We now know , not as an assumption, but as a proven fact, that tool-using cultures cease expansion as soon as they leave the 1950’s and reach a 1990’s lifestyle. Virtually every western nation now has negative growth…(i.e not enough babies born to replace the elderly).
So a scientist who wants to ,well, do science (based on observable facts) instead of pure speculation, must conclude that an advanced alien civilization will NOT need to expand and colonize the whole galaxy. That takes an enormous amount of work—why bother, when you could live on a world with a perfectly balanced ecology that provides everything you need, and you don’t even have enough babies to maintain your population on your home planet ?
or as Lust4Life said it:
That’s not true. We know that population growth stops; we don’t know if it starts again, because nobody has reached stage six of the population growth model.
It’s reasonable to believe that it won’t, given that we now have the technology to reliably limit our reproduction, but it’s not reasonable to assume it won’t, since any number of things could kick our fuckin’ or at least birthin’ levels up a notch - negative economic consequences of lowered birthrates inducing governments to offer incentives to reproduce, for example, or a series of epidemics, or colonization of space, or something.
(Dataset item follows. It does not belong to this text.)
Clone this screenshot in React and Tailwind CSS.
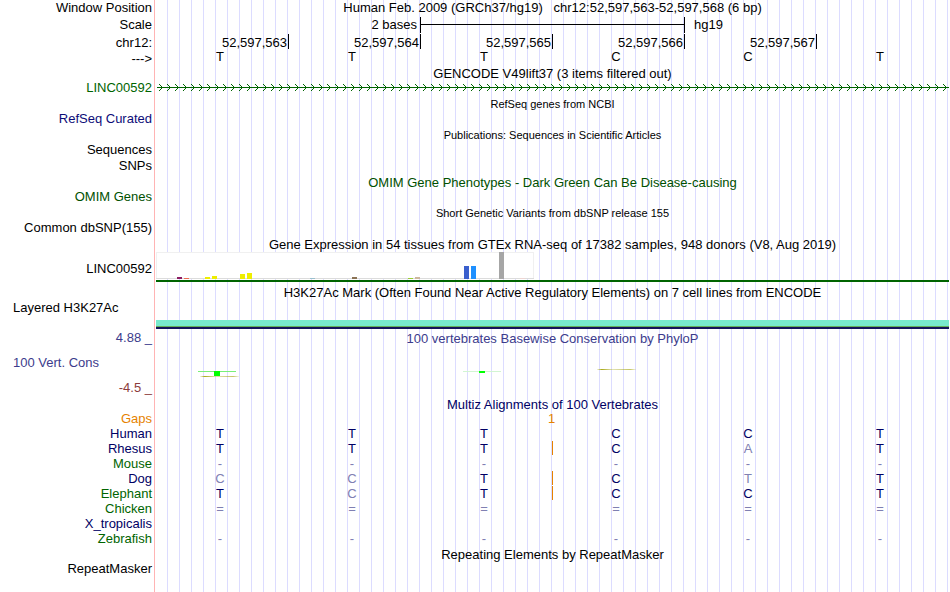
import React from "react";

const assembly = "Human Feb. 2009 (GRCh37/hg19)\u00a0\u00a0 chr12:52,597,563-52,597,568 (6 bp)";
const positions = ["52,597,563", "52,597,564", "52,597,565", "52,597,566", "52,597,567"];
const bases = ["T", "T", "T", "C", "C", "T"];

// lower case marks a base that differs from the human one
const species = [
  { name: "Human", color: "text-[#000064]", row: "TTTCCT", gap: false },
  { name: "Rhesus", color: "text-[#000064]", row: "TTTCaT", gap: true },
  { name: "Mouse", color: "text-[#006400]", row: "------", gap: false },
  { name: "Dog", color: "text-[#000064]", row: "ccTCtT", gap: true },
  { name: "Elephant", color: "text-[#006400]", row: "TcTCCT", gap: true },
  { name: "Chicken", color: "text-[#006400]", row: "======", gap: false },
  { name: "X_tropicalis", color: "text-[#000064]", row: "", gap: false },
  { name: "Zebrafish", color: "text-[#006400]", row: "------", gap: false },
];

const tissues = [
  { x: 21, h: 2, fill: "#8b1c62" },
  { x: 28, h: 1, fill: "#ee6a50" },
  { x: 49, h: 2, fill: "#eeee00" },
  { x: 56, h: 3, fill: "#eeee00" },
  { x: 84, h: 5, fill: "#eeee00" },
  { x: 91, h: 6, fill: "#eeee00" },
  { x: 154, h: 1, fill: "#9ac0cd" },
  { x: 196, h: 2, fill: "#8b7355" },
  { x: 252, h: 1, fill: "#9acd32" },
  { x: 259, h: 2, fill: "#cdb79e" },
  { x: 308, h: 13, fill: "#3a5fcd" },
  { x: 315, h: 13, fill: "#1e90ff" },
  { x: 343, h: 27, fill: "#a6a6a6" },
  { x: 364, h: 1, fill: "#eed5d2" },
];

function Row({ label, labelClass = "text-right", pad = "pb-[2px]", height = "h-[15px]", children }) {
  return (
    <div className={`flex items-center ${height}`}>
      <div className={`w-[156px] shrink-0 whitespace-nowrap pr-1 ${pad} ${labelClass}`}>{label}</div>
      <div className="h-full min-w-0 flex-1">{children}</div>
    </div>
  );
}

function Title({ children, height = "h-4", color = "text-black", align = "items-center" }) {
  return (
    <Row height={height}>
      <h2 className={`flex h-full justify-center whitespace-nowrap ${align} ${color}`}>{children}</h2>
    </Row>
  );
}

function SmallTitle({ children }) {
  return (
    <Row>
      <h2 className="flex h-full items-center justify-center whitespace-nowrap pt-[2px] text-[11px]">{children}</h2>
    </Row>
  );
}

function BaseRow({ row, gap }) {
  return (
    <div className="ml-px grid h-[14px] grid-cols-6 grid-rows-1 text-center">
      {row.map((b, i) => {
        const mismatch = b === "-" || b === "=" || b !== b.toUpperCase();
        return (
          <div key={i} className={`flex ${gap && i === 3 ? "-ml-px border-l border-[#e68200]" : ""}`}>
            <span className={`flex-1 pr-[6px] ${mismatch ? "text-[#8080b2]" : ""}`}>{b.toUpperCase()}</span>
          </div>
        );
      })}
    </div>
  );
}

function GeneArrows() {
  return (
    <svg className="block h-full w-full" aria-label="LINC00592 on the forward strand">
      <defs>
        <pattern id="strand" width="8" height="14" patternUnits="userSpaceOnUse">
          <path d="M3 3.5h1M4 4.5h1M5 5.5h1M5 7.5h1M4 8.5h1M3 9.5h1" stroke="#006400" shapeRendering="crispEdges" />
        </pattern>
      </defs>
      <rect width="100%" height="14" fill="url(#strand)" />
      <rect x="1" y="6" width="100%" height="1" fill="#006400" />
    </svg>
  );
}

function ExpressionBars() {
  return (
    <div className="flex h-full flex-col justify-between border-b-2 border-[#006400]">
      <svg className="block h-[27px] w-[378px]" shapeRendering="crispEdges">
        <rect width="378" height="27" fill="#fff" />
        <path d="M0 .5h378M.5 0v27M377.5 0v27" stroke="#f0f0f0" />
        <path d="M0 26.5h378" stroke="#dcdcdc" />
        {tissues.map((t) => (
          <rect key={t.x} x={t.x} y={27 - t.h} width="5" height={t.h} fill={t.fill} />
        ))}
      </svg>
    </div>
  );
}

function Conservation() {
  return (
    <svg className="block h-full w-full" viewBox="0 0 793 50" preserveAspectRatio="none" shapeRendering="crispEdges">
      <defs>
        <linearGradient id="olive">
          <stop offset="0" stopColor="#a0a000" stopOpacity="0.1" />
          <stop offset="0.12" stopColor="#a0a000" stopOpacity="0.9" />
          <stop offset="0.4" stopColor="#a0a000" stopOpacity="0.3" />
          <stop offset="0.85" stopColor="#a0a000" stopOpacity="0.6" />
          <stop offset="1" stopColor="#a0a000" stopOpacity="0.1" />
        </linearGradient>
      </defs>
      <rect x="42" y="24" width="38" height="1" fill="#78f078" />
      <rect x="58" y="24" width="6" height="5" fill="#00ff00" />
      <rect x="44" y="29" width="39" height="1" fill="url(#olive)" />
      <rect x="307" y="24" width="38" height="1" fill="#d2f5d2" />
      <rect x="323" y="24" width="6" height="2" fill="#00ff00" />
      <rect x="441" y="22" width="39" height="1" fill="url(#olive)" />
    </svg>
  );
}

export default function App() {
  return (
    <main className="relative min-h-screen bg-white pr-px font-['Liberation_Sans',Arial,sans-serif] text-[13px] leading-[15px] text-black">
      {/* guide lines behind the tracks */}
      <div className="absolute inset-y-0 left-[154px] right-px flex border-l border-[#ffb4b4] pl-px">
        <div className="flex-1 bg-[linear-gradient(to_right,transparent_11px,#dcdcff_11px)] bg-[length:12px_12px]" />
      </div>

      <div className="relative pb-[15px]">
        <Row label="Window Position" height="h-4">
          <h1 className="text-center whitespace-pre">{assembly}</h1>
        </Row>
        <Row label="Scale" pad="pb-0" height="h-[17px]">
          <div className="ml-px grid h-full grid-cols-6 items-center">
            <div className="col-span-2 pr-1 text-right">2 bases</div>
            <div className="col-span-2 -ml-px flex h-4 items-center border-x border-black">
              <div className="h-px flex-1 bg-black" />
            </div>
            <div className="pl-[9px]">hg19</div>
          </div>
        </Row>
        <Row label="chr12:" pad="pt-[2px]" height="h-[17px]">
          <div className="ml-px grid h-full grid-cols-6 items-center">
            {positions.map((p) => (
              <div key={p} className="flex h-[15px] items-start justify-end border-r border-black pr-px pt-px">{p}</div>
            ))}
          </div>
        </Row>
        <Row label="--->" pad="pt-[2px]">
          <div className="leading-[13px]"><BaseRow row={bases} /></div>
        </Row>

        <Title>GENCODE V49lift37 (3 items filtered out)</Title>
        <Row label="LINC00592" labelClass="text-right text-[#006400]"><GeneArrows /></Row>
        <SmallTitle>RefSeq genes from NCBI</SmallTitle>
        <Row label="RefSeq Curated" labelClass="text-right text-[#0c0c78]" height="h-4" />
        <SmallTitle>Publications: Sequences in Scientific Articles</SmallTitle>
        <Row label="Sequences" height="h-4" />
        <Row label="SNPs" height="h-4" />
        <Title color="text-[#005000]">OMIM Gene Phenotypes - Dark Green Can Be Disease-causing</Title>
        <Row label="OMIM Genes" labelClass="text-right text-[#005000]" />
        <SmallTitle>Short Genetic Variants from dbSNP release 155</SmallTitle>
        <Row label="Common dbSNP(155)" height="h-4" />
        <Title>Gene Expression in 54 tissues from GTEx RNA-seq of 17382 samples, 948 donors (V8, Aug 2019)</Title>
        <Row label="LINC00592" pad="pt-[2px]" height="h-[30px]"><ExpressionBars /></Row>

        <Title height="h-[18px]" align="items-end">
          H3K27Ac Mark (Often Found Near Active Regulatory Elements) on 7 cell lines from ENCODE
        </Title>
        <Row label="Layered H3K27Ac" labelClass="pl-[13px] self-start" height="h-[29px]">
          <div className="flex h-full flex-col justify-end">
            <div className="h-[6px] bg-[#78ebcd]" />
            <div className="h-px bg-[#64af5a]" />
            <div className="h-[2px] bg-[#14145a]" />
          </div>
        </Row>

        <Row label="4.88 _" labelClass="text-right text-[#3c3c8c]" height="h-[18px]">
          <h2 className="flex h-full items-center justify-center text-[#3c3c8c]">100 vertebrates Basewise Conservation by PhyloP</h2>
        </Row>
        <div className="flex h-[50px]">
          <div className="flex w-[156px] shrink-0 flex-col justify-between pb-[2px] pl-[13px] pr-1 pt-2">
            <span className="text-[#3c3c8c]">100 Vert. Cons</span>
            <span className="text-right text-[#8c3c3c]">-4.5 _</span>
          </div>
          <div className="flex-1"><Conservation /></div>
        </div>

        <Title height="h-[14px]" color="text-[#000064]">Multiz Alignments of 100 Vertebrates</Title>
        <Row label="Gaps" pad="pb-0" labelClass="text-right text-[#e68200]">
          <div className="pr-[2px] text-center text-[#e68200]">1</div>
        </Row>
        {species.map((s) => (
          <Row key={s.name} label={s.name} pad="pb-0" labelClass={`text-right ${s.color}`}>
            <div className="h-full text-[#000064]">
              <BaseRow row={s.row.split("")} gap={s.gap} />
            </div>
          </Row>
        ))}
        <Title height="h-4">Repeating Elements by RepeatMasker</Title>
        <Row label="RepeatMasker" />
      </div>
    </main>
  );
}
Expansion, not population growth. Sure, the net population is stabilized or shrinking in the developed world, but if you built a generation starship to colonize another planet, do you really think you’d have any difficulty at all getting enough volunteers to fill it to capacity? And then, once those colonists (or rather, their descendants) reached a new, empty world, do you really think they’d have trouble filling it?